Cache-Optimized Matrix Multiplication

IEEE-style research project — Design, implementation and experimental evaluation of cache-aware matrix multiplication in C, targeting x86-64 architecture with AVX2/FMA SIMD vectorization.

Authors: Dila Öykü Eyüboğlu · Burcu Kösedağı
Affiliation: Computer Engineering, Istanbul Commerce University
Platform: Intel Core i5-10210U · Linux WSL2 · GCC 13.3 · AVX2 + FMA

Key Results

40.25× speedup over naive baseline
455× reduction in LLC cache misses
98.4% → 3.9% D1 miss rate reduction
Fully verified with Valgrind & Cachegrind

Matrix Size	Naïve Time	Optimized Time	SIMD Time	Speedup (Opt)	Speedup (SIMD)
N = 256	0.027 s	0.005 s	0.008 s	5.15×	3.33×
N = 512	0.266 s	0.054 s	0.078 s	4.94×	3.40×
N = 1024	8.007 s	0.434 s	0.591 s	18.46×	13.54×
N = 2048	142.5 s	3.54 s	5.18 s	40.25×	27.51×

Overview

Matrix multiplication (C = A × B) is a foundational computational kernel in machine learning, scientific simulation, and graphics rendering. Despite its O(N³) arithmetic complexity, real-world performance is dictated by memory access patterns, not raw floating-point throughput.

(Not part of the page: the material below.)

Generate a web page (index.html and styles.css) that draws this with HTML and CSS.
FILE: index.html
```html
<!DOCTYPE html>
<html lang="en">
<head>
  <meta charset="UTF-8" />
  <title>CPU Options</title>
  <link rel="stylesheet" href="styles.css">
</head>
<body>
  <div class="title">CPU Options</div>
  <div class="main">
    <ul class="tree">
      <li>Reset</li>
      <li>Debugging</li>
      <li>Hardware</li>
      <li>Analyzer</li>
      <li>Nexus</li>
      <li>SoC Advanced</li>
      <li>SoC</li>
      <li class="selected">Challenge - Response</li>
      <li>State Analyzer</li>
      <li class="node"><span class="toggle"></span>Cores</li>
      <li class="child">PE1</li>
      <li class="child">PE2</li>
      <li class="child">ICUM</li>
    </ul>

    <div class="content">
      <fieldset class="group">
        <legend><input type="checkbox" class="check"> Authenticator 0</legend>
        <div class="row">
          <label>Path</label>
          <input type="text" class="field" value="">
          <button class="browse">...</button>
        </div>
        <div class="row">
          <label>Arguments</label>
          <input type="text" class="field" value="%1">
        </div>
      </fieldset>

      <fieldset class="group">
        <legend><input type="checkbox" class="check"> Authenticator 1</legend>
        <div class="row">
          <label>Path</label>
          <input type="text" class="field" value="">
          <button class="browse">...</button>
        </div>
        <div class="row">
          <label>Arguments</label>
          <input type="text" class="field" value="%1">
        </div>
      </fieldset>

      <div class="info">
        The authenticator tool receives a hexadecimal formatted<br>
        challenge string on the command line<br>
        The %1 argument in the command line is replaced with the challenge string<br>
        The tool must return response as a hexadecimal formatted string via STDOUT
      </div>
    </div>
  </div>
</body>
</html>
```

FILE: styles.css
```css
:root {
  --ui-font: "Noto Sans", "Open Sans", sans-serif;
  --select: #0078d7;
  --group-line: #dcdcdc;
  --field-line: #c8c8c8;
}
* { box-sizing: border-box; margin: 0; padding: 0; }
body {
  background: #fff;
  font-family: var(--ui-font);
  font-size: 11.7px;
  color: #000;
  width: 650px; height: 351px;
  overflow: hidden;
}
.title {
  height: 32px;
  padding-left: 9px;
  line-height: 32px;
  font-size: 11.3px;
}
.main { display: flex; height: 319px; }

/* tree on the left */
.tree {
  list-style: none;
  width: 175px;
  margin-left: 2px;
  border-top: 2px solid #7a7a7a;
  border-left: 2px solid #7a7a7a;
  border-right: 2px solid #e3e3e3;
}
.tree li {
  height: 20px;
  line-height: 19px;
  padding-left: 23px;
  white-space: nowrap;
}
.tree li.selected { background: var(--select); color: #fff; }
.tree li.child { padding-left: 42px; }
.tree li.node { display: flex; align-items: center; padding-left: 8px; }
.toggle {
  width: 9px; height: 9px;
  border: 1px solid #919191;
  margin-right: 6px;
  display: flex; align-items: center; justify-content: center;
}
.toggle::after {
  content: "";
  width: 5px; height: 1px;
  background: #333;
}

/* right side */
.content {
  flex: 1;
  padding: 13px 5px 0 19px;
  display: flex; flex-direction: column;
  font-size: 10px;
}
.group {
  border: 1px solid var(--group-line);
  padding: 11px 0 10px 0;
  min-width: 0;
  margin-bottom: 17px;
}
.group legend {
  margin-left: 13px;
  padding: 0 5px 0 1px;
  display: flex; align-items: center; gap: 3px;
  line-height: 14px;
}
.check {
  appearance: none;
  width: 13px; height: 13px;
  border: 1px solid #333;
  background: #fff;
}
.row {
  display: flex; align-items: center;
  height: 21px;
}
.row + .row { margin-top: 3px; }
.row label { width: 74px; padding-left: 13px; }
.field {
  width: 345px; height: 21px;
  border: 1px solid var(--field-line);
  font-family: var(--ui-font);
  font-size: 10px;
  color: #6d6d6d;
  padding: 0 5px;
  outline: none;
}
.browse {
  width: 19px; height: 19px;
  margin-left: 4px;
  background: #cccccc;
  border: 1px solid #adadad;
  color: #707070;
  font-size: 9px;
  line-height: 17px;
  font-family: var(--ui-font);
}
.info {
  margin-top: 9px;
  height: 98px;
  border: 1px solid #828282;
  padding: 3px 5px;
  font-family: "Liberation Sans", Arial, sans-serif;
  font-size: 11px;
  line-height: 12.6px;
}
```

This project demonstrates the memory wall effect quantitatively:

Naïve (N=2048):       0.12 GFLOPS   ← 90% degradation from N=256
Optimized (N=2048):   4.85 GFLOPS   ← stable across all sizes
SIMD (N=2048):        3.32 GFLOPS   ← stable across all sizes

The naïve implementation accesses matrix B column-wise (stride-N), causing virtually every access to miss L1 cache. Loop interchange, tiling, and vectorization eliminate this bottleneck.

Implementations

1. Naïve (`multiply_naive.c`)

Standard i → j → k loop order. B is accessed with stride N — cache-hostile.

for (i = 0; i < N; i++)
    for (j = 0; j < N; j++)
        for (k = 0; k < N; k++)
            C[i*N+j] += A[i*N+k] * B[k*N+j];  // stride-N miss on B

Problem: For N=1024, each B access spans 8,192 bytes between rows → L1 miss every iteration.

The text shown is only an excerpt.